Em seu ataque à TV Justiça, Botelho afirma também que já não se acompanha uma votação no Supremo para conhecer mais sobre Justiça ou aprender mais sobre direito, mas para “torcer”. “Temos expectativas ideológicas e partidarizadas de um julgamento”, escreve o advogado.

Novamente, o mesmo se aplica a determinados ministros que defendem teses esdrúxulas em benefício de agentes políticos que foram responsáveis ou ajudaram em suas nomeações ao Supremo.

É preciso dizer ainda que sonegar à população o acesso gratuito, via TV Justiça, aos julgamentos da mais alta corte do país é também uma injustiça social.

É espantoso ter de repisar que qualquer medida contra a transparência dos atos do poder público é, a princípio, uma medida antirrepublicana e antidemocrática.
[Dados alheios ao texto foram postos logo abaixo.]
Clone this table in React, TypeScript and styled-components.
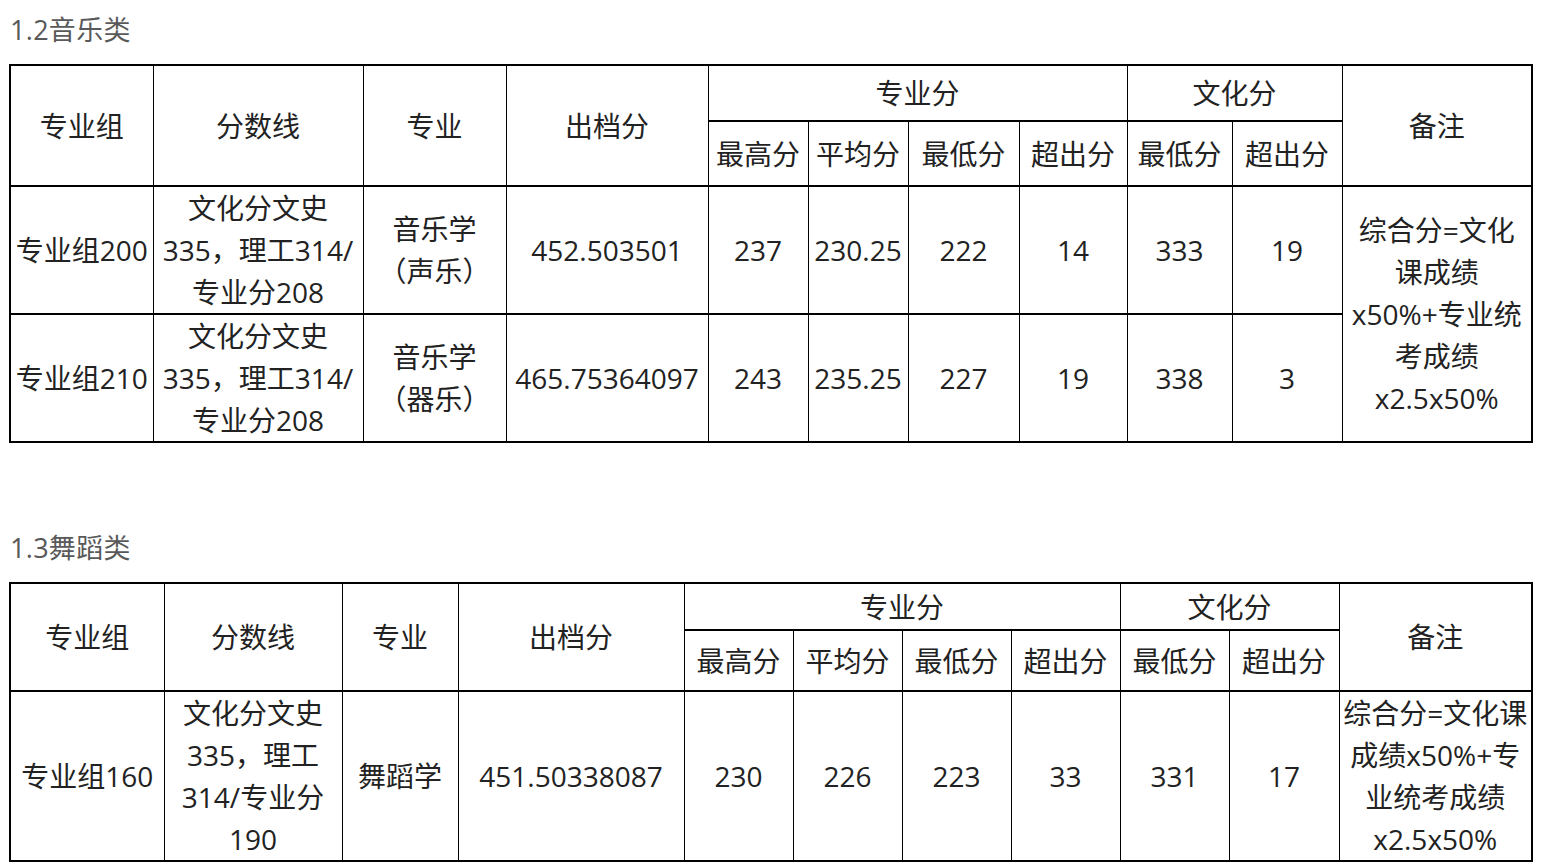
import styled, { createGlobalStyle } from 'styled-components';

const GlobalStyle = createGlobalStyle`
  body {
    margin: 0;
    background: #fff;
    font-family: 'Open Sans', 'Noto Sans CJK SC', sans-serif;
  }
`;

interface ScoreRow {
  group: string;
  line: string[];
  major: string[];
  score: string;
  pro: string[];
  culture: string[];
}

interface Section {
  title: string;
  cols: number[];
  headTop: number;
  headSub: number;
  rowHeight: number;
  gapTop: number;
  rows: ScoreRow[];
  note: string[];
}

const sections: Section[] = [
  {
    title: '1.2音乐类',
    cols: [143, 210, 143, 202, 100, 100, 111, 108, 105, 110, 190],
    headTop: 56,
    headSub: 65,
    rowHeight: 127,
    gapTop: 0,
    rows: [
      {
        group: '专业组200',
        line: ['文化分文史', '335，理工314/', '专业分208'],
        major: ['音乐学', '（声乐）'],
        score: '452.503501',
        pro: ['237', '230.25', '222', '14'],
        culture: ['333', '19'],
      },
      {
        group: '专业组210',
        line: ['文化分文史', '335，理工314/', '专业分208'],
        major: ['音乐学', '（器乐）'],
        score: '465.75364097',
        pro: ['243', '235.25', '227', '19'],
        culture: ['338', '3'],
      },
    ],
    note: ['综合分=文化', '课成绩', 'x50%+专业统', '考成绩', 'x2.5x50%'],
  },
  {
    title: '1.3舞蹈类',
    cols: [154, 178, 116, 226, 109, 109, 109, 109, 109, 110, 193],
    headTop: 47,
    headSub: 61,
    rowHeight: 170,
    gapTop: 85,
    rows: [
      {
        group: '专业组160',
        line: ['文化分文史', '335，理工', '314/专业分', '190'],
        major: ['舞蹈学'],
        score: '451.50338087',
        pro: ['230', '226', '223', '33'],
        culture: ['331', '17'],
      },
    ],
    note: ['综合分=文化课', '成绩x50%+专', '业统考成绩', 'x2.5x50%'],
  },
];

const Lines = ({ items }: { items: string[] }) => (
  <>
    {items.map((t, i) => (
      <Line key={i}>{t}</Line>
    ))}
  </>
);

const ScoreTable = ({ section }: { section: Section }) => (
  <Block $gap={section.gapTop}>
    <Title>{section.title}</Title>
    <Table>
      <colgroup>
        {section.cols.map((w, i) => (
          <col key={i} style={{ width: w }} />
        ))}
      </colgroup>
      <thead>
        <Row $h={section.headTop}>
          <Cell rowSpan={2}>专业组</Cell>
          <Cell rowSpan={2}>分数线</Cell>
          <Cell rowSpan={2}>专业</Cell>
          <Cell rowSpan={2}>出档分</Cell>
          <Cell colSpan={4}>专业分</Cell>
          <Cell colSpan={2}>文化分</Cell>
          <Cell rowSpan={2}>备注</Cell>
        </Row>
        <Row $h={section.headSub}>
          <Cell>最高分</Cell>
          <Cell>平均分</Cell>
          <Cell>最低分</Cell>
          <Cell>超出分</Cell>
          <Cell>最低分</Cell>
          <Cell>超出分</Cell>
        </Row>
      </thead>
      <tbody>
        {section.rows.map((r, i) => (
          <Row key={r.group} $h={section.rowHeight}>
            <Cell>{r.group}</Cell>
            <Cell>
              <Lines items={r.line} />
            </Cell>
            <Cell>
              <Lines items={r.major} />
            </Cell>
            <Cell>{r.score}</Cell>
            {r.pro.map((v, j) => (
              <Cell key={'p' + j}>{v}</Cell>
            ))}
            {r.culture.map((v, j) => (
              <Cell key={'c' + j}>{v}</Cell>
            ))}
            {i === 0 && (
              <Cell rowSpan={section.rows.length}>
                <Lines items={section.note} />
              </Cell>
            )}
          </Row>
        ))}
      </tbody>
    </Table>
  </Block>
);

const App = () => (
  <Page>
    <GlobalStyle />
    {sections.map((s) => (
      <ScoreTable key={s.title} section={s} />
    ))}
  </Page>
);

const Page = styled.div`
  padding: 10px 10px 0 9px;
  width: 1522px;
`;

const Block = styled.section<{ $gap: number }>`
  margin-top: ${(p) => p.$gap}px;
`;

const Title = styled.div`
  height: 40px;
  padding: 0 0 14px 1px;
  font-size: 27px;
  line-height: 40px;
  color: #595959;
  letter-spacing: 0.3px;
`;

const Table = styled.table`
  width: 1522px;
  table-layout: fixed;
  border-collapse: collapse;
  border: 2px solid #000;
  color: #222;
  font-size: 28px;
`;

const Row = styled.tr<{ $h: number }>`
  height: ${(p) => p.$h}px;
`;

const Cell = styled.td`
  border-top: 2px solid #000;
  border-bottom: 2px solid #000;
  border-left: 1px solid #000;
  border-right: 1px solid #000;
  padding: 0;
  text-align: center;
  vertical-align: middle;
  line-height: 42px;
  white-space: nowrap;
  overflow: hidden;
`;

const Line = styled.div`
  line-height: 42px;
`;

export default App;
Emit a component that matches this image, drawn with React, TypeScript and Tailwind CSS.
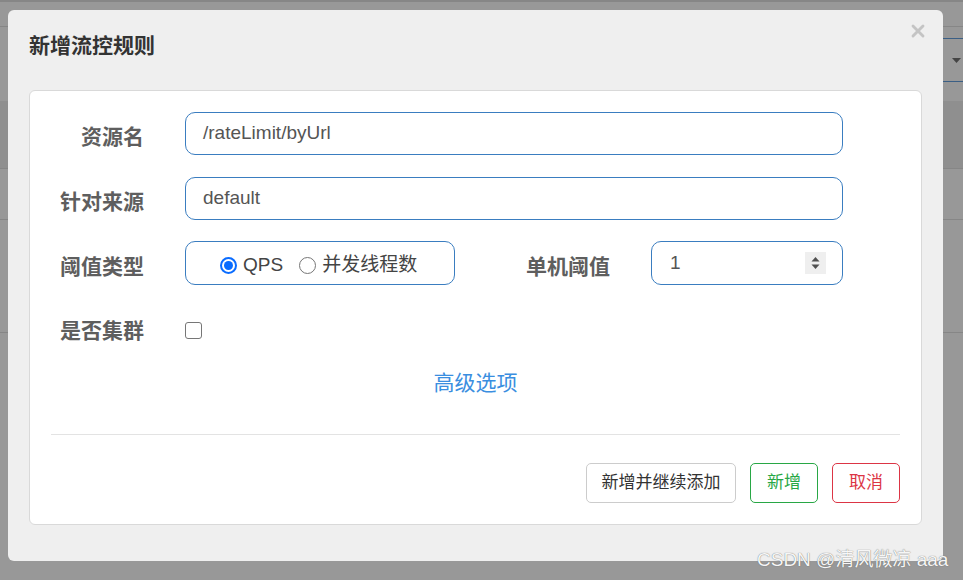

“O melhor detergente é a luz do sol”, ensinou-nos o juiz americano Louis Brandeis (1856-1941), que integrou a Suprema Corte dos EUA.

Por estes trópicos, porém, o entendimento parece inverso. O STF, que mantém sigiloso o esdrúxulo inquérito das fake news, chegou a ter 700 procedimentos ocultos, e ministros não costumam divulgar suas audiências com advogados.

Chama atenção, por fim, que as transmissões das sessões plenárias do Supremo venham a debate justamente depois que Luiz Fux decidiu transferir das Turmas – cujas audiências não são transmitidas em tempo real – para o plenário o julgamento de ações penais e a abertura de inquéritos.

Como diz Botelho, nada é por acaso. Mesmo.